Given task :: Search the material and gather each line with "single" in it.
— START Data shown —
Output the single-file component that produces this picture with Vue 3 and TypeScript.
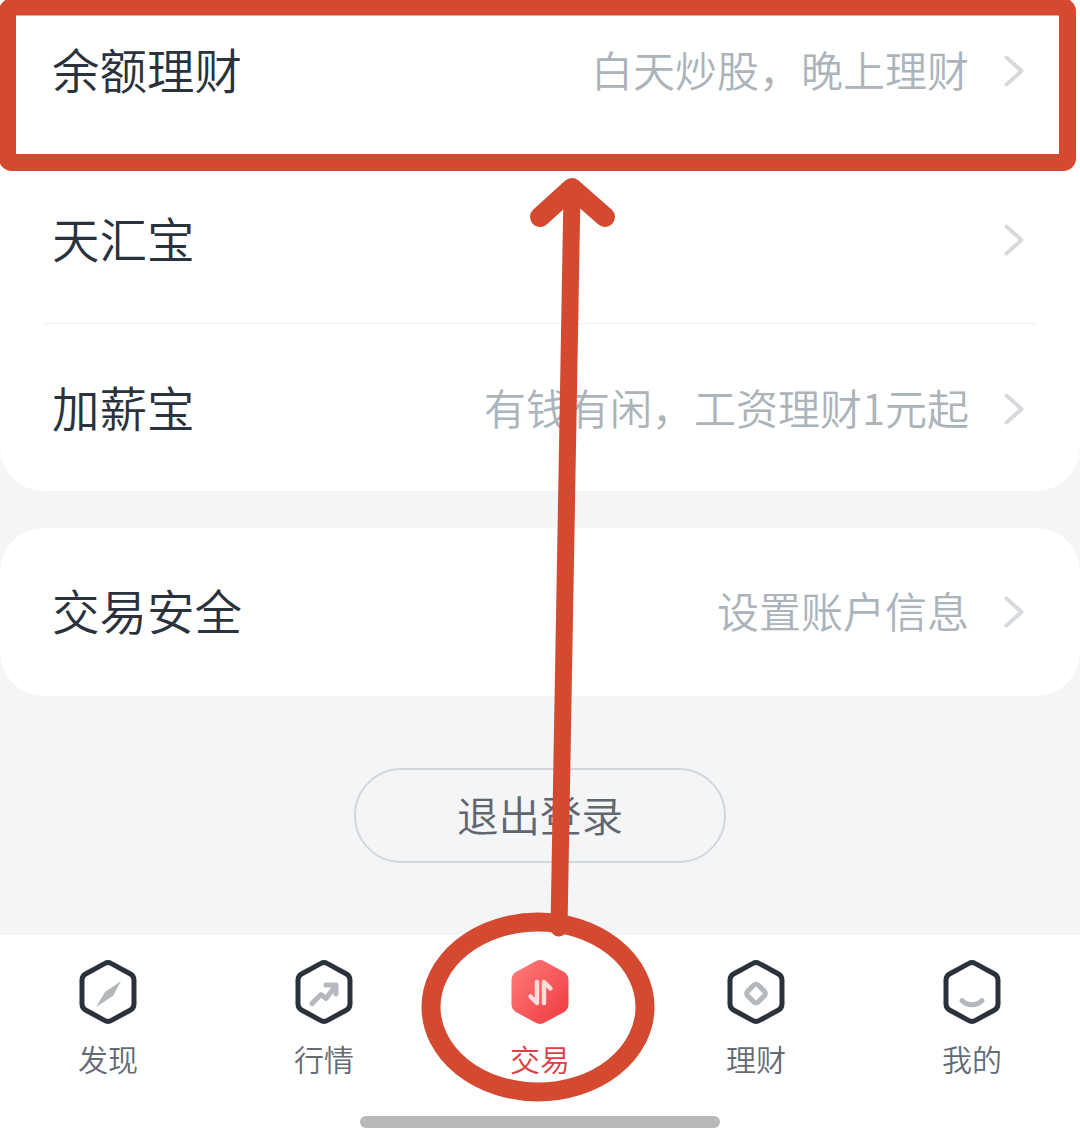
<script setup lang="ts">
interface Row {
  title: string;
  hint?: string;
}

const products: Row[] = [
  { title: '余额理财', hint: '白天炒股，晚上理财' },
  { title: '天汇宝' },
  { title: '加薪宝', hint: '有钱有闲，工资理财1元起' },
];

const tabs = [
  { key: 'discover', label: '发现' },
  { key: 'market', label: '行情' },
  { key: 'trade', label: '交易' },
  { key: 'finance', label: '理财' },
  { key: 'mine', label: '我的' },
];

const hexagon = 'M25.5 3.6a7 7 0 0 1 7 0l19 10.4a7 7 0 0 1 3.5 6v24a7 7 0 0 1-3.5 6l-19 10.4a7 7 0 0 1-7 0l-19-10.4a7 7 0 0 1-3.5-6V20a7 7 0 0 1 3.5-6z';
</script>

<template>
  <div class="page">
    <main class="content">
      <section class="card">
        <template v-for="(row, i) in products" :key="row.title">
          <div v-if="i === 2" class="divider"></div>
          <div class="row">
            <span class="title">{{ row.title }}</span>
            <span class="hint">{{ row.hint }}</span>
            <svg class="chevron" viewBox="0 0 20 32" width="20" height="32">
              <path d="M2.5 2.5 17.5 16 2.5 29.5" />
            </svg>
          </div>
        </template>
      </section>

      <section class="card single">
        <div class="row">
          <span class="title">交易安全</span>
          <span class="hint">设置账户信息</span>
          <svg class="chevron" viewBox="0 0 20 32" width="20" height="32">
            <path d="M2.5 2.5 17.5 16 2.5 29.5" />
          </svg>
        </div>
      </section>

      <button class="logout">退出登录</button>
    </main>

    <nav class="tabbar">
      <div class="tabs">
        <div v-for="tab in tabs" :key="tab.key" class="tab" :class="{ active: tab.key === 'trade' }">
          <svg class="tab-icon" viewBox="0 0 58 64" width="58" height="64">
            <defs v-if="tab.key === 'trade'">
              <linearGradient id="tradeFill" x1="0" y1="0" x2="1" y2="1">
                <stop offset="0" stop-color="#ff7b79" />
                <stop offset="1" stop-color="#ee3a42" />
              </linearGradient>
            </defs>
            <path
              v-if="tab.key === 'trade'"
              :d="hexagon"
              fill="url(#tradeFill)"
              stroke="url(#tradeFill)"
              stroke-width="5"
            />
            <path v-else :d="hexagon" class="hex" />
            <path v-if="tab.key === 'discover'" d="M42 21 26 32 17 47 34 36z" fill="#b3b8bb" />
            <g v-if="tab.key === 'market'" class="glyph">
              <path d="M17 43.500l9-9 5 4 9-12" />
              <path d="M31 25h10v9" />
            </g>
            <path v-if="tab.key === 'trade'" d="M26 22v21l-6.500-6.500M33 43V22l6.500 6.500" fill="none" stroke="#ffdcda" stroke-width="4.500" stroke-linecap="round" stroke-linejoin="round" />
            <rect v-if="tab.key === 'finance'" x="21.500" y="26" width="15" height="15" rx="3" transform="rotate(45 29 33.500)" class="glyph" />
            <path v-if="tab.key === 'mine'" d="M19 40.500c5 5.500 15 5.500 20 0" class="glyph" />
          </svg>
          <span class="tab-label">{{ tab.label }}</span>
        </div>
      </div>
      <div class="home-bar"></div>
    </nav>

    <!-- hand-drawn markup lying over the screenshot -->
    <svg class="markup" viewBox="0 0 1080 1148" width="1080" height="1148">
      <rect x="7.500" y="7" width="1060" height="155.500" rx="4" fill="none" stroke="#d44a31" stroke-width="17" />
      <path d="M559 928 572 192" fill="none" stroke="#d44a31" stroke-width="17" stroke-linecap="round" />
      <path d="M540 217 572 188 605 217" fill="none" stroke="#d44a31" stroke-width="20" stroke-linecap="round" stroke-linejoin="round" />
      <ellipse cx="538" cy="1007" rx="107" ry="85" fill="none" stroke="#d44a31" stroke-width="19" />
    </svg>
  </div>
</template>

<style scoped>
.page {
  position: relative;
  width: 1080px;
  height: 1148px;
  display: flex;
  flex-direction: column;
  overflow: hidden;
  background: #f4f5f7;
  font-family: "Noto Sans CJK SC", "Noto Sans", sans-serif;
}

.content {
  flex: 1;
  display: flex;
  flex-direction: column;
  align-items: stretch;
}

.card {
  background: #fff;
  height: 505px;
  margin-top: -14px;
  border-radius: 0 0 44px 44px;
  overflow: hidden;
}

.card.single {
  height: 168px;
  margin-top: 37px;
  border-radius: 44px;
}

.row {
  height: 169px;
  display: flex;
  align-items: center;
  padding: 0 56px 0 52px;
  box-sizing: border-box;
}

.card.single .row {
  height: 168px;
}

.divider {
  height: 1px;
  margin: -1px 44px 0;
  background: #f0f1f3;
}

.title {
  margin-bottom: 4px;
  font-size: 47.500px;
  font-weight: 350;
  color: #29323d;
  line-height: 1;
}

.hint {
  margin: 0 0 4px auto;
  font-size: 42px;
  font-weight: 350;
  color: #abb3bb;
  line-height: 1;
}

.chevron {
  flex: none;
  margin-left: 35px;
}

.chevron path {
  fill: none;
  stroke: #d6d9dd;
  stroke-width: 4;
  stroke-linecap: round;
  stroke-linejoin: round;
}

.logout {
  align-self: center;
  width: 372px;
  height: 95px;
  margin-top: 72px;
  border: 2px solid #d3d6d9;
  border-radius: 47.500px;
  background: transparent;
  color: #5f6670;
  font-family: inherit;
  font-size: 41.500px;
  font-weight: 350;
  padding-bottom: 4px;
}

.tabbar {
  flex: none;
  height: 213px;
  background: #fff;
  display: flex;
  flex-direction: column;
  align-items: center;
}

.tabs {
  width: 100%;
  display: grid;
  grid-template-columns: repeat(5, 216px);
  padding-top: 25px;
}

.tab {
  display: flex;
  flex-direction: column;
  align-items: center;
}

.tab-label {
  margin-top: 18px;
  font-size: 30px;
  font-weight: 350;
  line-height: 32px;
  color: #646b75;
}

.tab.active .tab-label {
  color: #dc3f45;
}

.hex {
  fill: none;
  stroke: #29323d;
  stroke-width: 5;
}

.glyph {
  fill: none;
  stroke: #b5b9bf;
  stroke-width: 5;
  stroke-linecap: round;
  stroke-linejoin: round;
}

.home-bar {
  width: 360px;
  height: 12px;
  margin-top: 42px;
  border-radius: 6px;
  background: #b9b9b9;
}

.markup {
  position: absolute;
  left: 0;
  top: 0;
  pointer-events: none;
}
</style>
— END Data shown —
— START Data shown —
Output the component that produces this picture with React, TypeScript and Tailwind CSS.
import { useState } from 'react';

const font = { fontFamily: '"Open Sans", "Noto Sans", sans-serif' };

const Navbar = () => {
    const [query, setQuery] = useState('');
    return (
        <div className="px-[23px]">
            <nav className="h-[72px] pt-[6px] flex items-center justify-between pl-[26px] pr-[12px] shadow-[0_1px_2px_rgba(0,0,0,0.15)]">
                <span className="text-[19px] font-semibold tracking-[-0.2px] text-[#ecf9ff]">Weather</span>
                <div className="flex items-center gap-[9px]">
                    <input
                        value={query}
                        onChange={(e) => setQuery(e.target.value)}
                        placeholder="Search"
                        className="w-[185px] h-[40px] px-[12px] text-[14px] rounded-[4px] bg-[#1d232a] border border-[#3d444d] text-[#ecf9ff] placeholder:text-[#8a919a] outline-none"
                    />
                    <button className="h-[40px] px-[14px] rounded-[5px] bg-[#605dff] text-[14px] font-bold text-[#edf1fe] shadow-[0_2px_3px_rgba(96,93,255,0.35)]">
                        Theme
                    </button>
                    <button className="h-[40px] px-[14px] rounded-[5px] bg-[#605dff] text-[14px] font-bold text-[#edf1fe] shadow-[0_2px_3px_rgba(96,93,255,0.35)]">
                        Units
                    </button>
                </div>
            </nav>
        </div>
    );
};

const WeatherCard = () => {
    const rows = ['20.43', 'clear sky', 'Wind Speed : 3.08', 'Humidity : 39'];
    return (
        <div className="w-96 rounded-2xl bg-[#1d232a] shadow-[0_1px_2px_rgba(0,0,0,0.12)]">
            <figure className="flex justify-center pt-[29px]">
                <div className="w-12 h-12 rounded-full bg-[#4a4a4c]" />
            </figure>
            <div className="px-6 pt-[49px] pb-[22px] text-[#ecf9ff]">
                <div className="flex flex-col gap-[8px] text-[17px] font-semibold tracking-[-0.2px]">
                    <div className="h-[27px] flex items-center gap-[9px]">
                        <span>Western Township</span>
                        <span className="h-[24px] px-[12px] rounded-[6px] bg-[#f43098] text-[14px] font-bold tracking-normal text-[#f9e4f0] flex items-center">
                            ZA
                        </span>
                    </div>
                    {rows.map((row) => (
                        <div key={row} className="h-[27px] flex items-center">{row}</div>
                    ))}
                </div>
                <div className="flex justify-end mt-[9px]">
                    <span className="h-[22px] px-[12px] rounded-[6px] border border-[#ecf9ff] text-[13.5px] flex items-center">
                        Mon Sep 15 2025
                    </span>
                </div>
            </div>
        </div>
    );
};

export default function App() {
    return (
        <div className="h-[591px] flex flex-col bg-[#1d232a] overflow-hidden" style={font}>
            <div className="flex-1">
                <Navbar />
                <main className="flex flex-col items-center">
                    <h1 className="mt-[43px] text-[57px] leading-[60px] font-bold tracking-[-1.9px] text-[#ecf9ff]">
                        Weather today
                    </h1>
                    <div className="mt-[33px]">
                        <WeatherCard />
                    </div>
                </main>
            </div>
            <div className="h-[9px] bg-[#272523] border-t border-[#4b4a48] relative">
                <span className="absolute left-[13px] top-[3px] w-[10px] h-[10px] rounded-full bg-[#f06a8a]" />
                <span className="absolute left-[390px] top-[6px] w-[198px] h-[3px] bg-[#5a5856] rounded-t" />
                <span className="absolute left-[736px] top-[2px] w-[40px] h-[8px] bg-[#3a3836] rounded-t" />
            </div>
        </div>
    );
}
— END Data shown —
— START Data shown —
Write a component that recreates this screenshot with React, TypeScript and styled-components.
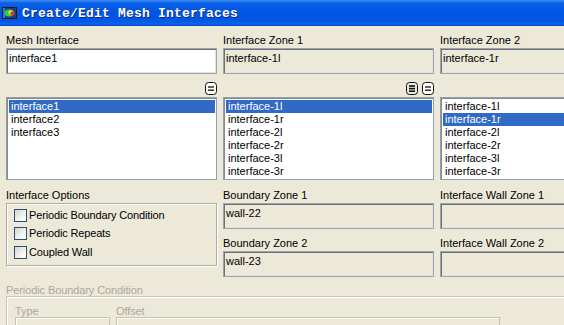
— END Data shown —
Written response ::
Output the single-file component that produces this picture with Vue 3 and TypeScript.
      <section class="card single">
.card.single {
.card.single .row {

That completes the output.